Work instructions.
Starting at the first line of the listing below, retype each line up to and including the one that contains "number, number, number]". Leave pictures out.

⁂

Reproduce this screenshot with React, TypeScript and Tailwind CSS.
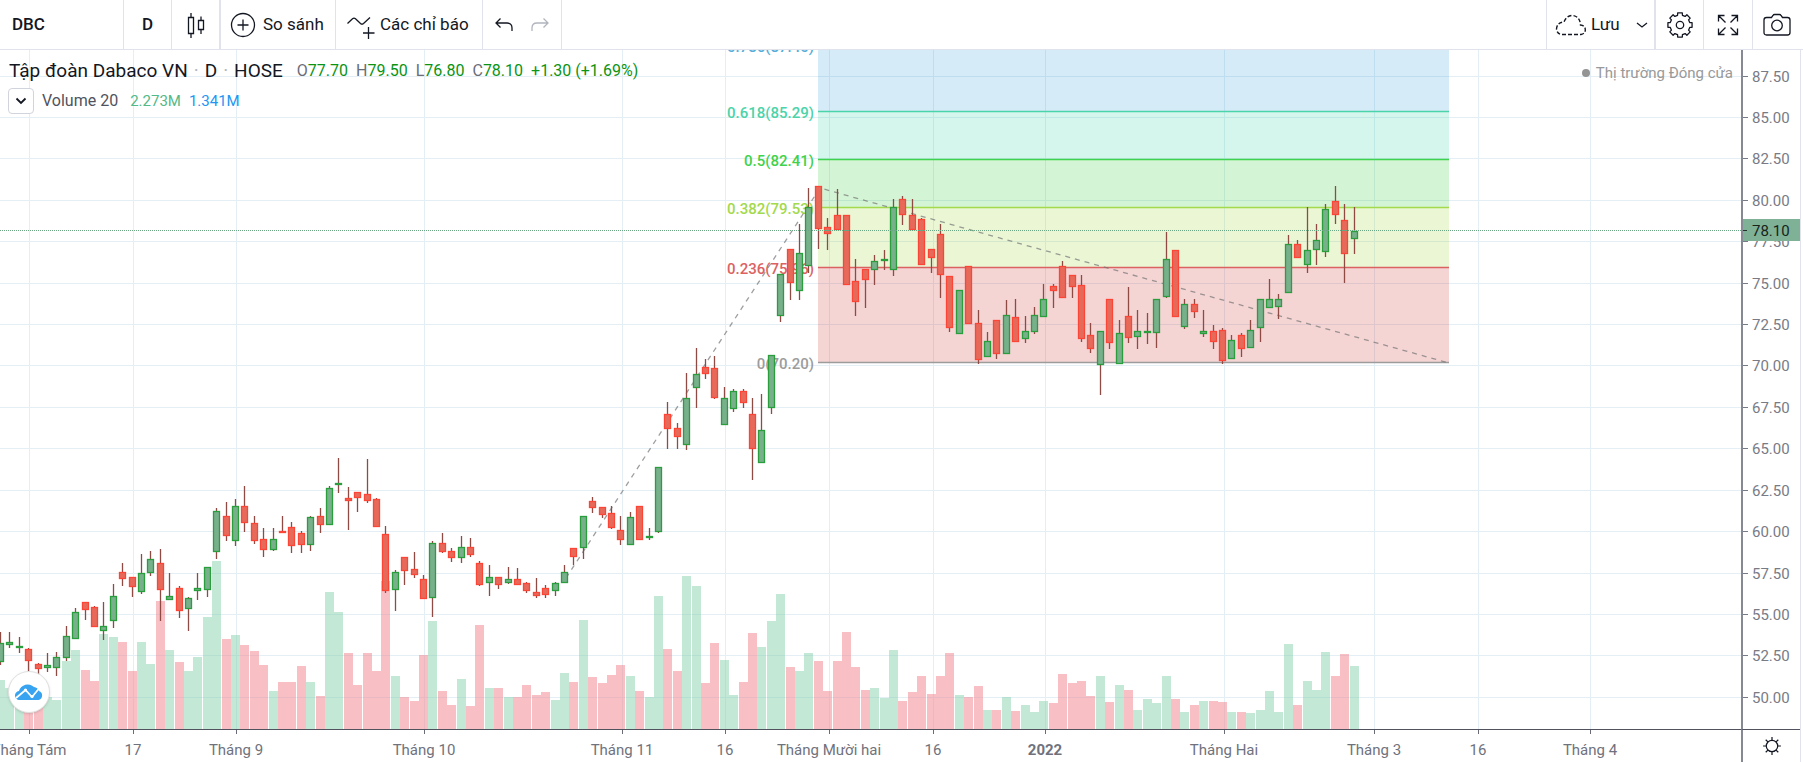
import { useState } from "react"

/* [direction, high, body top, body bottom, low, volume top], y positions on the chart canvas */
type Bar = ["u" | "d", number, number, number, number, number]

const bars: Bar[] = [
  ["u", 632, 643, 662, 665, 680], ["u", 632, 642, 645, 648, 688], ["u", 637, 646, 648, 653, 693],
  ["d", 648, 649, 661, 672, 700], ["d", 663, 664, 669, 675, 700], ["u", 653, 665, 668, 672, 697],
  ["u", 652, 657, 668, 676, 700], ["u", 626, 636, 658, 661, 661], ["u", 608, 612, 639, 639, 650],
  ["d", 602, 602, 610, 620, 670], ["d", 606, 607, 627, 627, 681], ["u", 602, 626, 631, 640, 634],
  ["u", 584, 596, 621, 628, 637], ["d", 563, 572, 579, 586, 642], ["d", 577, 577, 587, 597, 671],
  ["u", 554, 573, 592, 594, 642], ["u", 551, 559, 573, 576, 664], ["d", 549, 563, 590, 621, 601],
  ["u", 573, 596, 600, 600, 650], ["d", 586, 588, 611, 618, 662], ["u", 597, 598, 609, 631, 671],
  ["u", 573, 588, 591, 600, 657], ["u", 567, 567, 590, 597, 617], ["u", 508, 511, 552, 559, 561],
  ["d", 502, 516, 536, 541, 639], ["u", 499, 506, 541, 546, 635], ["d", 486, 506, 523, 532, 645],
  ["d", 516, 523, 541, 544, 651], ["d", 528, 539, 550, 557, 665], ["u", 528, 539, 550, 551, 691],
  ["d", 516, 531, 533, 533, 682], ["d", 522, 527, 546, 553, 682], ["d", 531, 533, 545, 553, 666],
  ["u", 516, 517, 545, 551, 682], ["d", 508, 516, 525, 533, 696], ["u", 486, 488, 525, 525, 592],
  ["u", 458, 483, 485, 493, 612], ["d", 487, 498, 501, 530, 653], ["d", 492, 492, 498, 512, 685],
  ["d", 459, 494, 501, 503, 653], ["d", 498, 499, 527, 527, 671], ["d", 526, 534, 591, 593, 581],
  ["u", 570, 572, 590, 611, 676], ["d", 557, 557, 571, 585, 697], ["d", 552, 569, 575, 578, 701],
  ["d", 575, 579, 599, 599, 655], ["u", 541, 543, 598, 617, 621], ["d", 533, 543, 552, 553, 691],
  ["d", 548, 551, 558, 562, 705], ["u", 536, 547, 558, 563, 679], ["d", 538, 547, 555, 557, 706],
  ["d", 561, 563, 585, 586, 625], ["u", 565, 577, 583, 596, 688], ["d", 577, 577, 585, 589, 688],
  ["u", 567, 579, 583, 584, 697], ["d", 568, 579, 585, 585, 697], ["d", 582, 583, 591, 593, 685],
  ["d", 578, 592, 596, 598, 695], ["d", 585, 588, 595, 598, 692], ["u", 582, 583, 591, 596, 700],
  ["u", 565, 572, 583, 583, 673], ["d", 548, 548, 557, 565, 682], ["u", 516, 516, 548, 559, 620],
  ["d", 497, 501, 508, 513, 677], ["d", 507, 507, 515, 518, 683], ["d", 506, 513, 528, 529, 675],
  ["d", 516, 530, 540, 545, 665], ["u", 512, 517, 545, 545, 676], ["d", 506, 506, 540, 540, 691],
  ["u", 528, 536, 538, 540, 697], ["u", 467, 467, 532, 533, 596], ["d", 402, 414, 429, 449, 649],
  ["d", 423, 428, 437, 449, 671], ["u", 373, 398, 445, 450, 576], ["u", 348, 374, 388, 408, 586],
  ["d", 359, 367, 374, 379, 683], ["d", 356, 368, 398, 399, 643], ["u", 387, 398, 425, 425, 660],
  ["u", 389, 391, 409, 412, 695], ["d", 389, 391, 403, 408, 682], ["d", 398, 414, 449, 480, 633],
  ["u", 394, 430, 463, 463, 647], ["u", 355, 355, 408, 414, 621], ["u", 274, 274, 316, 322, 594],
  ["d", 249, 249, 283, 300, 667], ["u", 224, 253, 291, 300, 671], ["u", 188, 207, 266, 273, 653],
  ["d", 186, 186, 229, 249, 661], ["d", 218, 227, 234, 250, 691], ["d", 189, 215, 230, 230, 661],
  ["d", 215, 215, 285, 285, 632], ["d", 259, 281, 302, 316, 667], ["d", 269, 269, 280, 308, 690],
  ["u", 255, 261, 270, 285, 688], ["u", 250, 259, 261, 270, 698], ["u", 199, 207, 270, 276, 650],
  ["d", 196, 199, 215, 225, 701], ["d", 199, 215, 230, 230, 692], ["d", 218, 219, 265, 265, 676],
  ["d", 249, 249, 258, 273, 694], ["d", 224, 234, 275, 298, 676], ["d", 276, 276, 328, 332, 653],
  ["u", 290, 290, 334, 334, 695], ["d", 266, 266, 324, 324, 697], ["d", 310, 323, 360, 364, 686],
  ["u", 332, 341, 357, 357, 710], ["d", 320, 320, 354, 359, 710], ["u", 300, 315, 354, 354, 697],
  ["d", 299, 317, 342, 342, 711], ["u", 316, 331, 339, 343, 705], ["u", 307, 315, 332, 334, 712],
  ["u", 284, 299, 317, 317, 701], ["d", 284, 286, 291, 308, 703], ["d", 261, 266, 298, 298, 674],
  ["d", 275, 275, 287, 298, 683], ["d", 275, 285, 339, 342, 681], ["d", 323, 335, 349, 353, 696],
  ["u", 331, 331, 365, 395, 676], ["d", 299, 299, 343, 349, 702], ["u", 320, 333, 364, 364, 685],
  ["d", 287, 316, 338, 343, 690], ["u", 310, 331, 337, 349, 710], ["u", 313, 331, 333, 344, 699],
  ["u", 299, 299, 333, 348, 703], ["u", 232, 259, 297, 298, 676], ["d", 250, 250, 317, 317, 699],
  ["u", 299, 304, 327, 329, 712], ["d", 299, 304, 312, 318, 705], ["u", 310, 331, 334, 337, 701],
  ["d", 325, 331, 342, 349, 701], ["d", 328, 330, 361, 364, 702], ["u", 335, 340, 359, 359, 712],
  ["d", 333, 335, 349, 357, 712], ["u", 320, 330, 348, 348, 713], ["u", 299, 299, 328, 342, 710],
  ["u", 279, 299, 308, 308, 691], ["u", 294, 299, 307, 319, 712], ["u", 235, 244, 293, 293, 644],
  ["d", 240, 244, 258, 258, 705], ["u", 207, 250, 265, 273, 681], ["u", 224, 240, 250, 265, 690],
  ["u", 204, 209, 252, 257, 652], ["d", 186, 201, 215, 224, 676], ["d", 204, 220, 254, 283, 654],
  ["u", 207, 231, 239, 254, 666],
]

const prices = Array.from({ length: 16 }, (_, i) => 87.5 - i * 2.5)

const dates = [
  { x: 29, label: "Tháng Tám" },
  { x: 133, label: "17" },
  { x: 236, label: "Tháng 9" },
  { x: 424, label: "Tháng 10" },
  { x: 622, label: "Tháng 11" },
  { x: 725, label: "16" },
  { x: 829, label: "Tháng Mười hai" },
  { x: 933, label: "16" },
  { x: 1045, label: "2022", bold: true },
  { x: 1224, label: "Tháng Hai" },
  { x: 1374, label: "Tháng 3" },
  { x: 1478, label: "16" },
  { x: 1590, label: "Tháng 4" },
]

const fibs = [
  { y: 45, label: "0.786(87.40)", color: "#55add9", fill: "#2f9bd6" },
  { y: 111, label: "0.618(85.29)", color: "#4bd3a9", fill: "#2ad0a0" },
  { y: 159, label: "0.5(82.41)", color: "#3fd24c", fill: "#2ace2f" },
  { y: 207, label: "0.382(79.53)", color: "#a3d94c", fill: "#98d02a" },
  { y: 267, label: "0.236(75.96)", color: "#dc6262", fill: "#cc2a2a" },
  { y: 362, label: "0(70.20)", color: "#9c9c9c", fill: "none" },
]

const TOP = 50
const BASE = 730
const priceY = (price: number) => Math.round(75.5 + (87.5 - price) * 16.57)
const barX = (i: number) => Math.round(9.4 * i + 1)

const gearPath = (r: number, inner: number) => {
  const points: string[] = []
  for (let i = 0; i < 8; i++) {
    for (const [offset, radius] of [[-14, inner], [-11, r], [11, r], [14, inner]]) {
      const a = ((i * 45 + offset) * Math.PI) / 180
      points.push(`${(14 + radius * Math.sin(a)).toFixed(2)} ${(14 - radius * Math.cos(a)).toFixed(2)}`)
    }
  }
  return `M${points.join("L")}Z`
}

const Icon = ({ children, className = "size-7" }: { children: React.ReactNode; className?: string }) => (
  <svg className={className} viewBox="0 0 28 28" fill="none" stroke="currentColor" strokeWidth="1.3" aria-hidden="true">
    {children}
  </svg>
)

function Toolbar() {
  return (
    <header className="flex h-[50px] shrink-0 border-b border-[#e0e3eb] pr-0.5 text-[17px] text-[#131722]">
      <button className="w-[124px] border-r border-[#e0e3eb] pl-3 text-left font-medium">DBC</button>
      <button className="w-12 border-r border-[#e0e3eb] font-medium">D</button>
      <button className="flex w-[49px] items-center justify-center border-r-2 border-[#e0e3eb]" aria-label="Nến">
        <Icon>
          <path d="M6.5 6.5h5v16h-5zM9 2v4.500M9 22.500V27M16.500 9.500h5v9h-5zM19 5.500v4M19 18.500v4.500" />
        </Icon>
      </button>
      <button className="flex w-[115px] items-center gap-1.5 border-r border-[#e0e3eb] pl-2">
        <Icon>
          <circle cx="14" cy="14" r="11.500" />
          <path d="M14 8.500v11M8.500 14h11" />
        </Icon>
        <span>So sánh</span>
      </button>
      <button className="flex w-[147px] items-center gap-1 border-r border-[#e0e3eb] pl-2.5">
        <svg className="h-7 w-[30px]" viewBox="0 0 30 28" fill="none" stroke="currentColor" strokeWidth="1.300" aria-hidden="true">
          <path d="M1.500 12.500L6.500 7.800q1.500-1.300 3 0l5 4.700q1.500 1.300 3 0L24 6.500M22.500 16v12M17 22.000h11.500" />
        </svg>
        <span>Các chỉ báo</span>
      </button>
      <div className="flex w-[79px] items-center justify-center gap-2 border-r border-[#e0e3eb]">
        <button aria-label="Hoàn tác">
          <Icon>
            <path d="M10.500 7.500L6 12l4.500 4.500M6.500 12H17q5 0 5 5v3" />
          </Icon>
        </button>
        <button className="text-[#b2b5be]" aria-label="Làm lại" disabled>
          <Icon>
            <path d="M17.500 7.500L22 12l-4.500 4.500M21.500 12H11q-5 0-5 5v3" />
          </Icon>
        </button>
      </div>
      <div className="ml-auto flex">
        <button className="flex w-[110px] items-center border-r-2 border-l border-[#e0e3eb] pl-2">
          <svg className="h-6 w-8" viewBox="0 0 32 24" fill="none" stroke="currentColor" strokeWidth="1.400" strokeDasharray="4 2" aria-hidden="true">
            <path d="M7 21.500h19q4.500-1 4.300-5-.3-4-4.800-4.500Q25 3 17 2.500 11 3 9 9 2 9.500 1.500 16 2 21 7 21.500z" />
          </svg>
          <span className="pl-1">Lưu</span>
          <svg className="ml-4 h-2 w-3" viewBox="0 0 12 8" fill="none" stroke="currentColor" strokeWidth="1.300" aria-hidden="true">
            <path d="M1 2l5 4 5-4" />
          </svg>
        </button>
        <button className="flex w-12 items-center justify-center border-r border-[#e0e3eb]" aria-label="Cài đặt">
          <Icon>
            <path d={gearPath(12.3, 10)} strokeLinejoin="round" />
            <circle cx="14" cy="14" r="3.700" />
          </Icon>
        </button>
        <button className="flex w-[49px] items-center justify-center border-r border-[#e0e3eb]" aria-label="Toàn màn hình">
          <Icon>
            <path d="M4.500 10.500v-6h6M4.500 4.500l7 7M17.500 4.500h6v6M23.500 4.500l-7 7M4.500 17.500v6h6M4.500 23.500l7-7M17.500 23.500h6v-6M23.500 23.500l-7-7" />
          </Icon>
        </button>
        <button className="flex w-12 items-center justify-center" aria-label="Chụp ảnh">
          <Icon>
            <path d="M3.500 6.500h5l1.500-2q.5-1 1.500-1h5q1 0 1.500 1l1.500 2h5q2.500 0 2.500 2.500v12.500q0 2.500-2.500 2.500h-21q-2.500 0-2.500-2.500V9q0-2.500 2.500-2.500z" />
            <circle cx="14" cy="14.500" r="5.300" />
          </Icon>
        </button>
      </div>
    </header>
  )
}

function Plot() {
  return (
    <svg className="block h-full w-full text-[15px]" aria-label="DBC">
      <g transform={`translate(0 ${-TOP})`}>
        <g stroke="#e3eef5">
          {prices.map((p) => <line key={p} x1="0" x2="100%" y1={priceY(p) + 0.5} y2={priceY(p) + 0.5} />)}
          {dates.map((d) => <line key={d.x} x1={d.x + 0.5} x2={d.x + 0.5} y1={TOP} y2={BASE} />)}
        </g>

        {bars.map(([dir, , , , , vol], i) => (
          <rect key={i} x={barX(i) - 5} y={vol} width="9" height={BASE - vol} fill={dir === "u" ? "#87d1ad" : "#f1818b"} fillOpacity="0.5" />
        ))}

        {fibs.slice(0, -1).map((f, i) => (
          <rect key={f.y} x="818" y={f.y} width="631" height={fibs[i + 1].y - f.y} fill={f.fill} fillOpacity="0.2" />
        ))}
        {fibs.map((f) => (
          <g key={f.y}>
            <line x1="818" x2="1449" y1={f.y + 0.5} y2={f.y + 0.5} stroke={f.color} strokeWidth="1.500" />
            <text x="814" y={f.y + 7} textAnchor="end" fill={f.color} fontWeight="500">{f.label}</text>
          </g>
        ))}
        <path d="M566 578L820 188L1449 363" fill="none" stroke="#757575" strokeOpacity="0.700" strokeWidth="1.300" strokeDasharray="5 5" />

        {bars.map(([dir, high, top, bottom, low], i) => (
          <g key={i}>
            <line x1={barX(i) - 0.5} x2={barX(i) - 0.5} y1={high} y2={low} stroke="#8f4a43" strokeWidth="1.300" />
            <rect
              x={barX(i) - 3.5}
              y={top + 0.5}
              width="6"
              height={Math.max(bottom - top - 1, 1)}
              fill={dir === "u" ? "#78b08c" : "#e56a5a"}
              stroke={dir === "u" ? "#2a9d3c" : "#fb4537"}
              strokeWidth="1.300"
            />
          </g>
        ))}
        <line x1="0" x2="100%" y1="230.500" y2="230.500" stroke="#6ba583" strokeDasharray="1 1" />
      </g>
    </svg>
  )
}

function PriceAxis() {
  return (
    <svg className="block h-full w-full text-[15px]" fill="#787b86">
      <g transform={`translate(0 ${-TOP})`}>
        {prices.map((p) => (
          <g key={p}>
            <line x1="0" x2="5" y1={priceY(p) + 0.5} y2={priceY(p) + 0.5} stroke="#787b86" />
            <text x="9" y={priceY(p) + 6}>{p.toFixed(2)}</text>
          </g>
        ))}
        <rect x="-2" y="219" width="60" height="22" fill="#7fb197" />
        <line x1="0" x2="4" y1="230.500" y2="230.500" stroke="#1f3328" />
        <text x="9" y="236" fill="#16241c">78.10</text>
      </g>
    </svg>
  )
}

function TimeAxis() {
  return (
    <svg className="block h-full w-full text-[15px]" fill="#6f727d">
      {dates.map((d) => (
        <g key={d.x}>
          <line x1={d.x + 0.5} x2={d.x + 0.5} y1="0" y2="4" stroke="#6a6d78" />
          <text x={d.x} y="25" textAnchor="middle" fontWeight={d.bold ? 700 : 400}>{d.label}</text>
        </g>
      ))}
    </svg>
  )
}

const ohlc = [["O", "77.70"], ["H", "79.50"], ["L", "76.80"], ["C", "78.10"]]

function Legend() {
  const [open, setOpen] = useState(true)

  return (
    <div className="absolute top-2 left-2 text-base leading-[26px]">
      <div className="flex items-center gap-2 text-[#0b9414]">
        <h1 className="flex gap-1.5 pr-1.5 pl-px text-[19px] leading-[26px] text-[#131722]">
          Tập đoàn Dabaco VN
          <span className="text-[#b2b5be]">·</span>D<span className="text-[#b2b5be]">·</span>HOSE
        </h1>
        {ohlc.map(([name, value]) => (
          <span key={name}>
            <span className="text-[#6a6d78]">{name}</span>
            {value}
          </span>
        ))}
        <span>+1.30 (+1.69%)</span>
      </div>
      <div className="mt-1 flex items-center gap-2">
        <button
          className="flex size-[26px] items-center justify-center rounded-sm border border-[#d1d4dc] bg-white text-[#131722]"
          aria-label="Chỉ báo"
          aria-expanded={open}
          onClick={() => setOpen(!open)}
        >
          <svg className="h-2 w-3" viewBox="0 0 12 8" fill="none" stroke="currentColor" strokeWidth="1.800" aria-hidden="true">
            <path d="M1.500 1.500L6 6l4.500-4.500" />
          </svg>
        </button>
        {open && (
          <>
            <span className="pr-1 text-[#50535e]">Volume 20</span>
            <span className="text-[15px] text-[#53b987]">2.273M</span>
            <span className="text-[15px] text-[#2196f3]">1.341M</span>
          </>
        )}
      </div>
    </div>
  )
}

function App(): React.ReactElement {
  return (
    <main className="flex h-screen flex-col overflow-hidden bg-white font-[Roboto,sans-serif]">
      <Toolbar />
      <div className="mr-0.5 grid min-h-0 flex-1 grid-cols-[minmax(0,1fr)_59px] grid-rows-[minmax(0,1fr)_33px] border-r border-[#e0e3eb]">
        <section className="relative min-w-0 overflow-hidden">
          <Plot />
          <Legend />
          <p className="absolute top-2 right-2 flex items-center gap-1.5 text-[15px] leading-[30px] text-[#999999]">
            <span className="size-2 rounded-full bg-[#949494]" />
            Thị trường Đóng cửa
          </p>
          <a href="#" className="absolute bottom-4 left-2 flex size-[42px] items-center justify-center rounded-full border border-[#e0e0e0] bg-white shadow-sm" aria-label="TradingView">
            <svg className="h-4 w-7" viewBox="0 0 28 16" aria-hidden="true">
              <path d="M5 16a4.500 4.500 0 0 1-1-9 9 9 0 0 1 15-4 6 6 0 0 1 5 4 4.700 4.700 0 0 1-.5 9z" fill="#38a3f0" />
              <path d="M1 14L10.500 6l6.500 7L24 4.500" fill="none" stroke="#fff" strokeWidth="1.800" />
              <circle cx="10.500" cy="6" r="1.600" fill="#fff" />
              <circle cx="17" cy="12.500" r="1.600" fill="#fff" />
            </svg>
          </a>
        </section>
        <div className="overflow-hidden border-l-2 border-[#868993]">
          <PriceAxis />
        </div>
        <div className="overflow-hidden border-t border-[#50535e]">
          <TimeAxis />
        </div>
        <div className="flex items-center justify-center border-t border-l-2 border-t-[#50535e] border-l-[#868993]">
          <button className="text-[#131722]" aria-label="Cài đặt thang đo">
            <Icon className="block size-5">
              <circle cx="14" cy="14" r="8" strokeWidth="1.700" />
              <path d="M14 1.500V6M14 22v4.500M1.500 14H6M22 14h4.500M5.200 5.200l3.100 3.100M19.700 19.700l3.100 3.100M22.800 5.200l-3.100 3.100M8.300 19.700l-3.100 3.100" strokeWidth="1.700" />
            </Icon>
          </button>
        </div>
      </div>
    </main>
  )
}

export default App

⁂

Solution to this problem.
Reproduce this screenshot with React, TypeScript and Tailwind CSS.
import { useState } from "react"

/* [direction, high, body top, body bottom, low, volume top], y positions on the chart canvas */
type Bar = ["u" | "d", number, number, number, number, number]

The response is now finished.